Data to process –
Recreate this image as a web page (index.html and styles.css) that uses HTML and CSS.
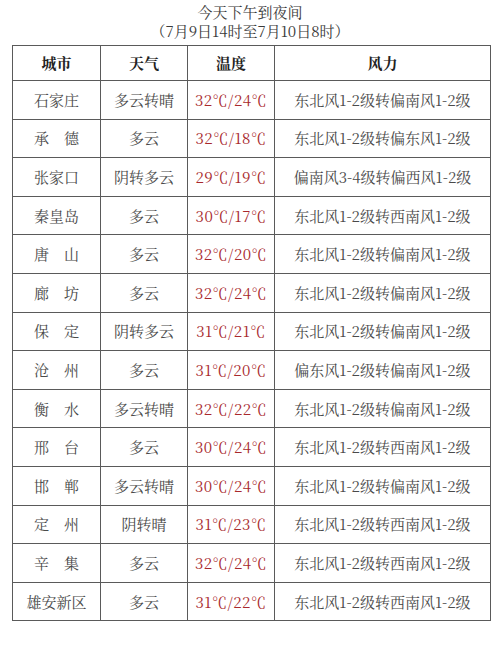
FILE: index.html
```html
<!DOCTYPE html>
<html lang="zh-CN">
<head>
<meta charset="utf-8">
<title>今天下午到夜间</title>
<link rel="stylesheet" href="styles.css">
</head>
<body>
<div class="page">
  <div class="title">
    <div>今天下午到夜间</div>
    <div>（7月9日14时至7月10日8时）</div>
  </div>
  <table class="forecast">
    <colgroup>
      <col class="c-city"><col class="c-weather"><col class="c-temp"><col class="c-wind">
    </colgroup>
    <thead>
      <tr><th>城市</th><th>天气</th><th>温度</th><th>风力</th></tr>
    </thead>
    <tbody>
      <tr><td>石家庄</td><td>多云转晴</td><td class="temp">32℃/24℃</td><td>东北风1-2级转偏南风1-2级</td></tr>
      <tr><td>承　德</td><td>多云</td><td class="temp">32℃/18℃</td><td>东北风1-2级转偏东风1-2级</td></tr>
      <tr><td>张家口</td><td>阴转多云</td><td class="temp">29℃/19℃</td><td>偏南风3-4级转偏西风1-2级</td></tr>
      <tr><td>秦皇岛</td><td>多云</td><td class="temp">30℃/17℃</td><td>东北风1-2级转西南风1-2级</td></tr>
      <tr><td>唐　山</td><td>多云</td><td class="temp">32℃/20℃</td><td>东北风1-2级转偏南风1-2级</td></tr>
      <tr><td>廊　坊</td><td>多云</td><td class="temp">32℃/24℃</td><td>东北风1-2级转偏南风1-2级</td></tr>
      <tr><td>保　定</td><td>阴转多云</td><td class="temp">31℃/21℃</td><td>东北风1-2级转偏南风1-2级</td></tr>
      <tr><td>沧　州</td><td>多云</td><td class="temp">31℃/20℃</td><td>偏东风1-2级转偏南风1-2级</td></tr>
      <tr><td>衡　水</td><td>多云转晴</td><td class="temp">32℃/22℃</td><td>东北风1-2级转偏南风1-2级</td></tr>
      <tr><td>邢　台</td><td>多云</td><td class="temp">30℃/24℃</td><td>东北风1-2级转西南风1-2级</td></tr>
      <tr><td>邯　郸</td><td>多云转晴</td><td class="temp">30℃/24℃</td><td>东北风1-2级转偏南风1-2级</td></tr>
      <tr><td>定　州</td><td>阴转晴</td><td class="temp">31℃/23℃</td><td>东北风1-2级转西南风1-2级</td></tr>
      <tr><td>辛　集</td><td>多云</td><td class="temp">32℃/24℃</td><td>东北风1-2级转西南风1-2级</td></tr>
      <tr><td>雄安新区</td><td>多云</td><td class="temp">31℃/22℃</td><td>东北风1-2级转西南风1-2级</td></tr>
    </tbody>
  </table>
</div>
</body>
</html>
```

FILE: styles.css
```css
html, body {
  margin: 0;
  padding: 0;
  background: #ffffff;
}

body {
  font-family: "Noto Serif CJK SC", "Noto Sans CJK SC", "Liberation Serif", serif;
  color: #4a4a4a;
  font-size: 15px;
}

.page {
  width: 500px;
  padding-top: 2px;
}

.title {
  text-align: center;
  font-size: 15px;
  line-height: 19px;
  color: #3a3a3a;
  margin-bottom: 5px;
}

.forecast {
  margin-left: 12px;
  width: 478px;
  border-collapse: collapse;
  table-layout: fixed;
}

.c-city { width: 88px; }
.c-weather { width: 87px; }
.c-temp { width: 87px; }
.c-wind { width: 216px; }

.forecast th,
.forecast td {
  border: 1.5px solid #5a5a5a;
  text-align: center;
  padding: 0;
  white-space: nowrap;
  line-height: 18px;
}

.forecast th {
  height: 34px;
  font-weight: bold;
  color: #222222;
}

.forecast td {
  height: 37.6px;
}

.forecast td.temp {
  color: #a8282c;
  letter-spacing: 0.5px;
}
```
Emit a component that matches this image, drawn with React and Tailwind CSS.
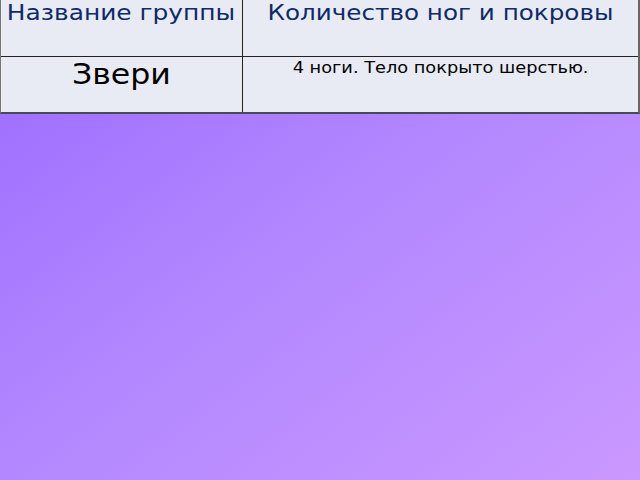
export default function App() {

  const font = { fontFamily: '"DejaVu Sans", Verdana, sans-serif' }

  return (

    <div
      className="w-[640px] h-[480px] bg-gradient-to-br from-[#9b69ff] via-[#b388ff] to-[#ca98ff] overflow-hidden"
      style={font}
    >

      {/* таблица */}
      <div className="w-[640px] grid grid-cols-[242px_1fr] bg-[#e8ebf4] border-l border-l-[#777] border-r-2 border-r-[#666] border-b-2 border-b-[#4a4a55]">

        <div className="h-[57px] border-r border-b border-[#222] text-center text-[22px] leading-[26px] text-[#102a68]">
          <span className="inline-block scale-x-[1.13]">Название группы</span>
        </div>

        <div className="h-[57px] border-b border-[#222] text-center text-[22px] leading-[26px] text-[#102a68]">
          <span className="inline-block scale-x-[1.12]">Количество ног и покровы</span>
        </div>

        <div className="h-[55px] border-r border-[#222] text-center text-[29px] leading-[34px] text-black">
          <span className="inline-block scale-x-[1.09]">Звери</span>
        </div>

        <div className="h-[55px] text-center text-[16.5px] leading-[20px] pt-[1px] text-black">
          <span className="inline-block scale-x-[1.075]">4 ноги. Тело покрыто шерстью.</span>
        </div>

      </div>

    </div>

  )

}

Problem to work on –
Locate the word "index" in the records and collect each line it appears in.

Output for this exercise –
Recreate this image as a web page (index.html and styles.css) that uses HTML and CSS.
FILE: index.html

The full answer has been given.